Secondo alcuni benpensanti dare a Salvini del neofascista farebbe il suo gioco. Ma dopo lo scandalo russo, è vero esattamente il contrario. Fa il gioco di Salvini sottovalutare quello che è emerso dalle inchieste e parlar d’altro. Scoppiato lo scandalo del Metropol, Salvini ha accelerato la sua ascesa al potere invece che rallentarla. Ha provato il colpo di mano e oggi riparte dalle regionali. E questo senza rispondere a nessuna domanda in merito alle sue frequentazioni moscovite. Nessuna. Il silenzio, il parlar d’altro, il minimizzare il verminaio neofascista che è emerso alle sue spalle, è esattamente quello che vuole Salvini. E chi lo asseconda fa il suo gioco come confermano i sondaggi. I benpensanti pensano che per fermare Salvini basti prenderlo per quel “cazzaro” che è. Con battutine e prese per i fondelli. L’ironia è sempre benvenuta, ma puntare solo su quella rischia di essere un errore fatale che ricorda quelli commessi proprio un secolo addietro. Certo lassismo scanzonato poteva funzionare prima, quando Salvini governava col Movimento 5 Stelle e nessuno immaginava chi fosse Savoini, Mikhail Molofeev e tutta la lobby neofascista internazionale che è emersa da Mosca fino a Los Angeles e che vede nella Lega di Salvini una testa d’ariete.
Dopo il Metropol lo scenario è completamente cambiato. Ma certe savianate non c’entrano. Per la tribù dei comunisti nostrani, Salvini è antropologicamente fascista e lo combattono come tale da sempre. Durante il governo gialloverde si scatenarono sporcando di schizzi di fascismo perfino i cinque stelle. Tutta acqua nel mulino della Lega anche perché in realtà il Movimento governando assieme a Salvini lo ha contenuto, ha fatto da argine alla sua invadenza neofascista. Alcuni temi sui diritti civili non sono nemmeno entrati nel contratto, mentre su altri come quello dell’immigrazione, il Movimento ha lottato punto su punto ottenendo rigore ma senza eccessive crudeltà. La dimostrazione è sotto gli occhi di tutti. Il governo gialloverde sembrava un covo nazifascista ma oggi sono in vigore gli stessi decreti sull’immigrazione e non ne parla più nessuno tranne che per le modiche richieste dal Quirinale e quelle dovute dalle magagne irrisolte da Salvini.
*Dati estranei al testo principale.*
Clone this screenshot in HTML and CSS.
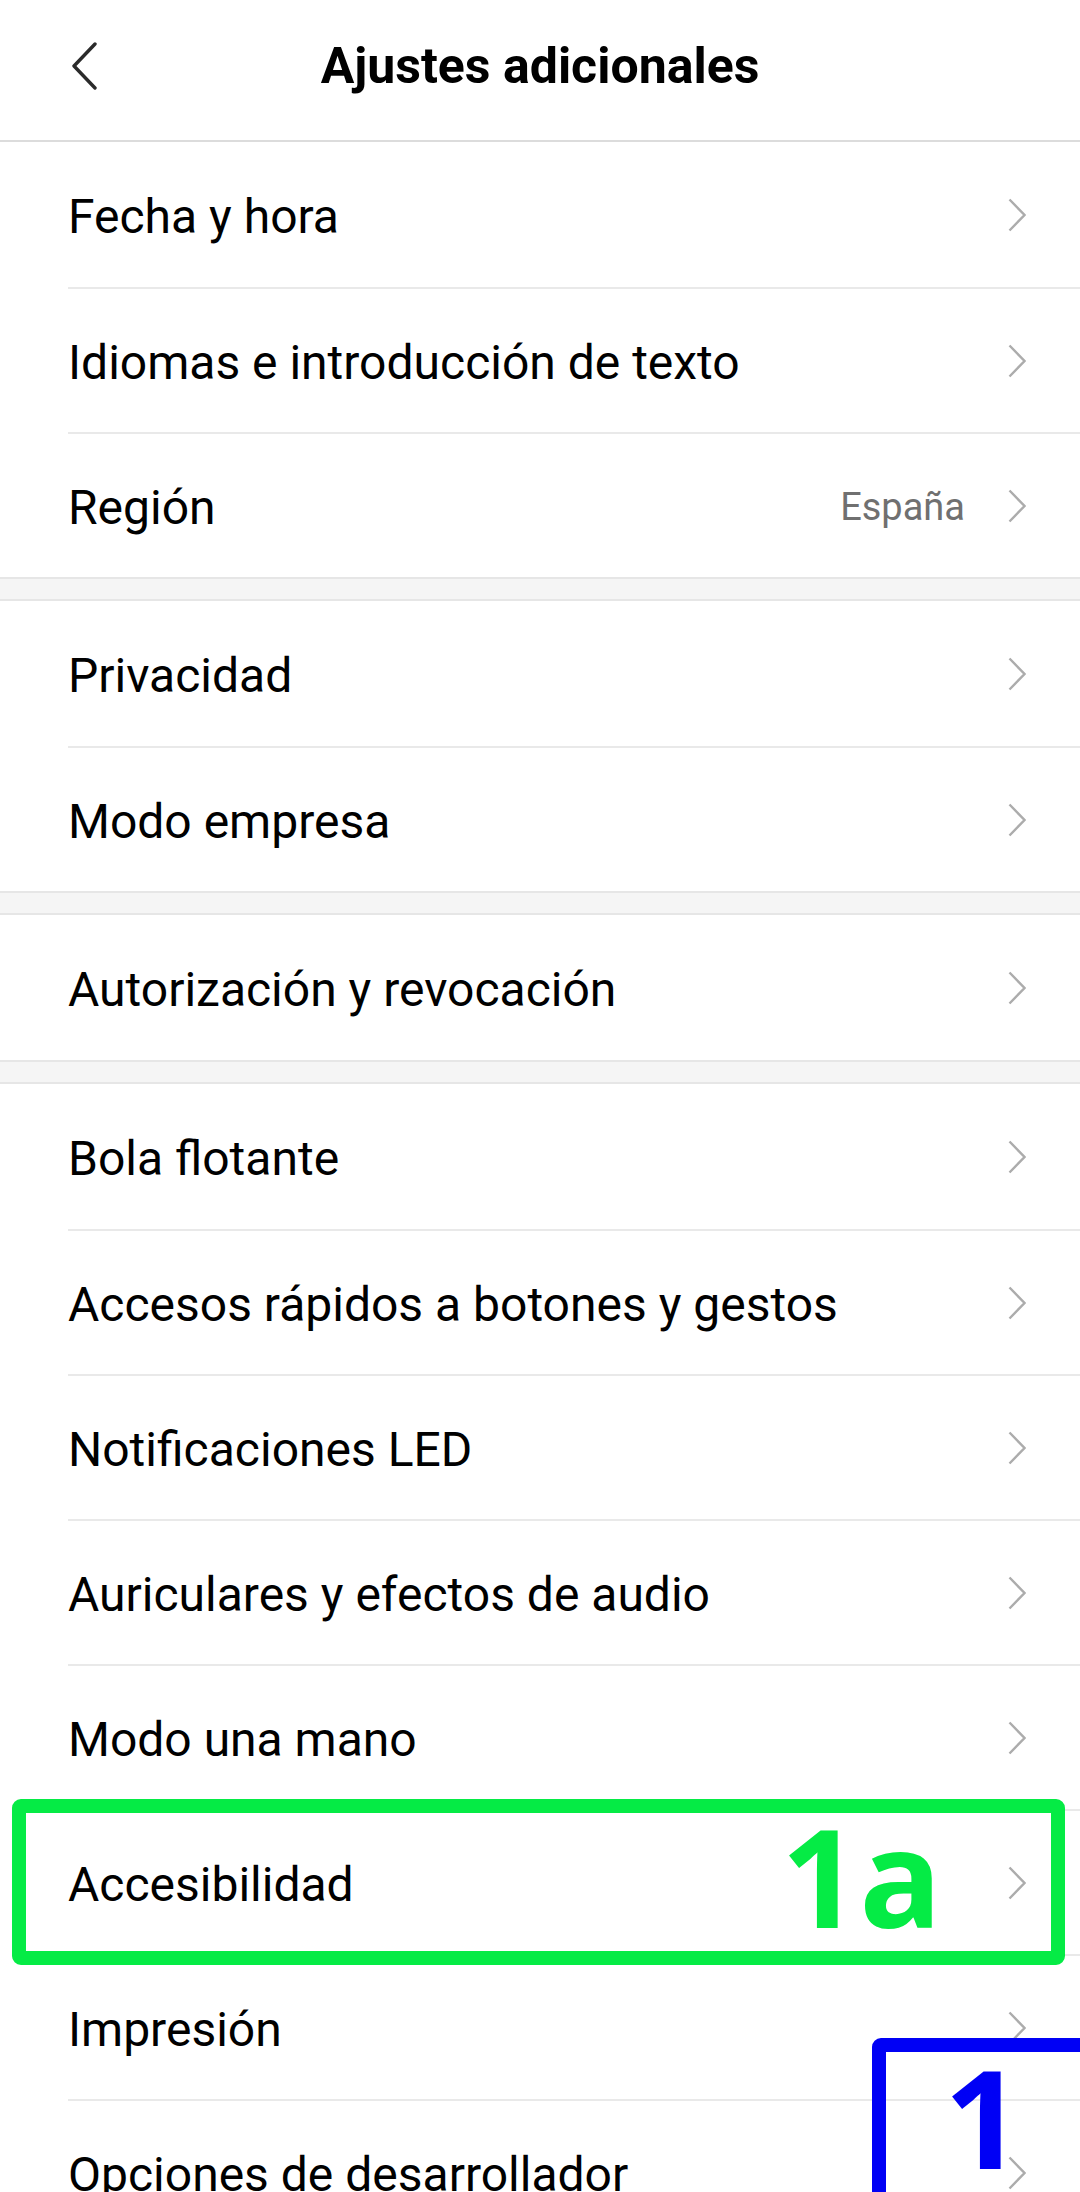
FILE: index.html
```html
<!DOCTYPE html>
<html lang="es">
<head>
    <meta charset="UTF-8">
    <meta name="viewport" content="width=device-width, initial-scale=1.0">
    <title>Ajustes adicionales</title>
    <link rel="stylesheet" href="styles.css">
</head>
<body>
    <div class="page">

        <!-- Top bar -->
        <div class="topbar">
            <svg class="back" width="26" height="48" viewBox="0 0 26 48">
                <polyline points="24,2 3,24 24,46" fill="none" stroke="#2b2b2b" stroke-width="3.4" stroke-linecap="round" stroke-linejoin="round"/>
            </svg>
            <h1>Ajustes adicionales</h1>
        </div>

        <div class="group">
            <div class="row"><span class="label">Fecha y hora</span><span class="chev"></span></div>
            <div class="row"><span class="label">Idiomas e introducción de texto</span><span class="chev"></span></div>
            <div class="row"><span class="label">Región</span><span class="value">España</span><span class="chev"></span></div>
        </div>
        <div class="gap"></div>

        <div class="group">
            <div class="row"><span class="label">Privacidad</span><span class="chev"></span></div>
            <div class="row"><span class="label">Modo empresa</span><span class="chev"></span></div>
        </div>
        <div class="gap"></div>

        <div class="group">
            <div class="row"><span class="label">Autorización y revocación</span><span class="chev"></span></div>
        </div>
        <div class="gap"></div>

        <div class="group">
            <div class="row"><span class="label">Bola flotante</span><span class="chev"></span></div>
            <div class="row"><span class="label">Accesos rápidos a botones y gestos</span><span class="chev"></span></div>
            <div class="row"><span class="label">Notificaciones LED</span><span class="chev"></span></div>
            <div class="row"><span class="label">Auriculares y efectos de audio</span><span class="chev"></span></div>
            <div class="row"><span class="label">Modo una mano</span><span class="chev"></span></div>
            <div class="row"><span class="label">Accesibilidad</span><span class="chev"></span></div>
            <div class="row"><span class="label">Impresión</span><span class="chev"></span></div>
            <div class="row"><span class="label">Opciones de desarrollador</span><span class="chev"></span></div>
        </div>

        <!-- Annotation boxes -->
        <div class="mark mark-green"><span class="mark-text">1a</span></div>
        <div class="mark mark-blue"><span class="mark-text">1</span></div>
    </div>
</body>
</html>
```

FILE: styles.css
```css
/* Base */
html, body {
    margin: 0;
    padding: 0;
    background: #fff;
}
body {
    width: 1080px;
    height: 2192px;
    overflow: hidden;
    font-family: Roboto, "Noto Sans", sans-serif;
    color: #000;
}
.page {
    position: relative;
    width: 1080px;
}
/* Top bar */
.topbar {
    height: 140px;
    display: flex;
    align-items: flex-start;
    justify-content: center;
    border-bottom: 2px solid #dcdcdc;
    position: relative;
}
.topbar h1 {
    margin: 0;
    margin-top: 35px;
    font-size: 50px;
    font-weight: 700;
    line-height: 62px;
}
.back {
    position: absolute;
    left: 71px;
    top: 42px;
}
/* List rows */
.group {
    background: #fff;
}
.row {
    height: 145px;
    box-sizing: border-box;
    margin-left: 68px;
    padding-right: 54px;
    display: flex;
    align-items: center;
    border-top: 2px solid #e9e9e9;
}
.row:first-child {
    border-top: none;
}
.label {
    flex: 1;
    font-size: 48px;
    line-height: 56px;
    padding-top: 4px;
}
.value {
    font-size: 38px;
    color: #707070;
    margin-right: 43px;
    padding-top: 2px;
}
.chev {
    width: 18px;
    height: 34px;
    background: no-repeat center / 18px 34px url("data:image/svg+xml;utf8,<svg xmlns='http://www.w3.org/2000/svg' width='18' height='34' viewBox='0 0 18 34'><polyline points='1.5,1.5 16.5,17 1.5,32.5' fill='none' stroke='%23acacac' stroke-width='2.4'/></svg>");
}
/* Section gap */
.gap {
    height: 20px;
    background: #f5f5f5;
    border-top: 2px solid #e6e6e6;
    border-bottom: 2px solid #e6e6e6;
}
/* Annotation overlays */
.mark {
    position: absolute;
    box-sizing: border-box;
    border-width: 14px;
    border-style: solid;
    border-radius: 9px;
}
.mark-green {
    left: 12px;
    top: 1799px;
    width: 1053px;
    height: 166px;
    border-color: #05eb45;
}
.mark-blue {
    left: 872px;
    top: 2038px;
    width: 260px;
    height: 220px;
    border-color: #0000f5;
}
.mark-text {
    position: absolute;
    font-family: "Open Sans", "Noto Sans", sans-serif;
    font-weight: 700;
    font-size: 137px;
    line-height: 137px;
}
.mark-green .mark-text {
    color: #05eb45;
    left: 755px;
    top: -6px;
}
.mark-blue .mark-text {
    color: #0000f5;
    left: 58px;
    top: -4px;
}
```
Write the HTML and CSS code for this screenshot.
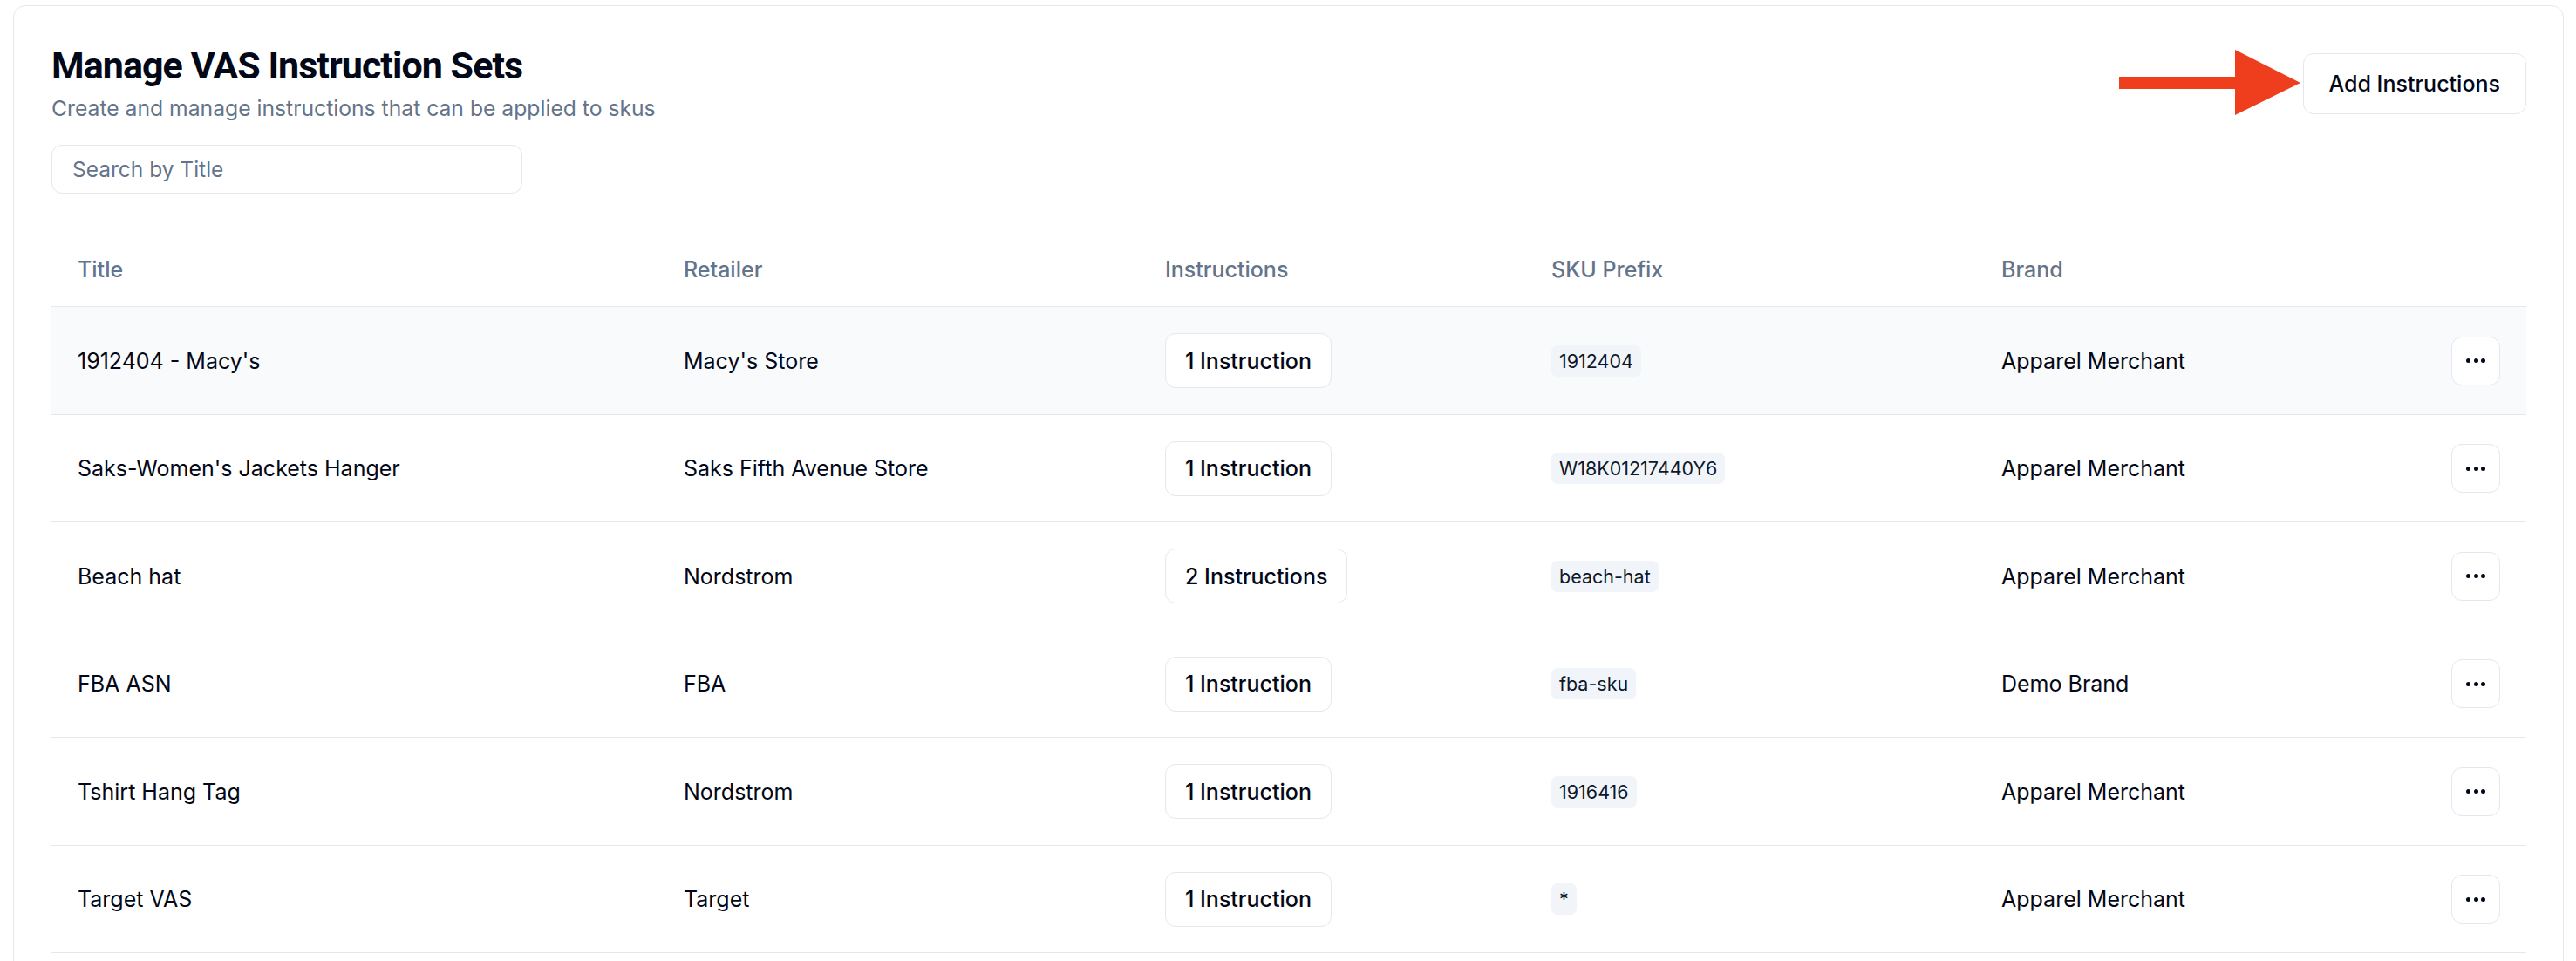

Per combattere l’ondata neofascista, quindi, non si tratta di sfoderare la retorica comunista d’annata. Non si tratta di tornare ai rossi contri i neri, ma di combattere con gli strumenti e le parole di oggi un progetto neofascista internazionale emerso chiaramente dalle inchieste e su cui Salvini continua a non proferire parola. La posta in gioco non è ovviamente il ritorno alla dittatura fascista classica. Il progetto neofascista è molto più intelligente e sofisticato e quindi soft. La loro è una battaglia quasi più culturale che politica. Non vogliono ribaltare la democrazia, la vogliono infiltrare, la vogliono modellare dal di dentro. La desiderano giusto più forte, putiniana, con un potere capace di addomesticare le opposizioni e l’informazione per garantirsi periodi lunghi di reggenza in cui progressivamente imporre le proprie idee retrograde alla società. Puntano ad un ritorno del nazionalismo come strumento di difesa dai cambiamenti frutto della globalizzazione. Sono profondamente antieuropei e vogliono sviluppare alleanze internazionali basate sull’affinità ideologica neofascista. Muri e fili spinati servono per difendere l’identità nazionale e la cristianità contro l’invasione degli infedeli dalla pelle scura ma anche dei peccatori nostrani e di tutti coloro che si oppongono al loro regime. Un progetto realistico, fattibile, non chimere. Al regime di Putin srotolano il tappeto rosso ovunque. E questo nonostante arresti gli oppositori a migliaia, faccia sparire i gornalisti e discrimini brutalmente ogni diversità. Il progetto neofascista ha nella Russia di Putin un modello di riferimento ben preciso e soprattutto perfettamente funzionante. I benpensanti nostrani che sottovalutano tutto questo e pensano di fermare Salvini con le battutine, si sbagliano di grosso. Il pericolo neofascista va raccontato ed affrontato per quello che è. E prima che sia troppo tardi.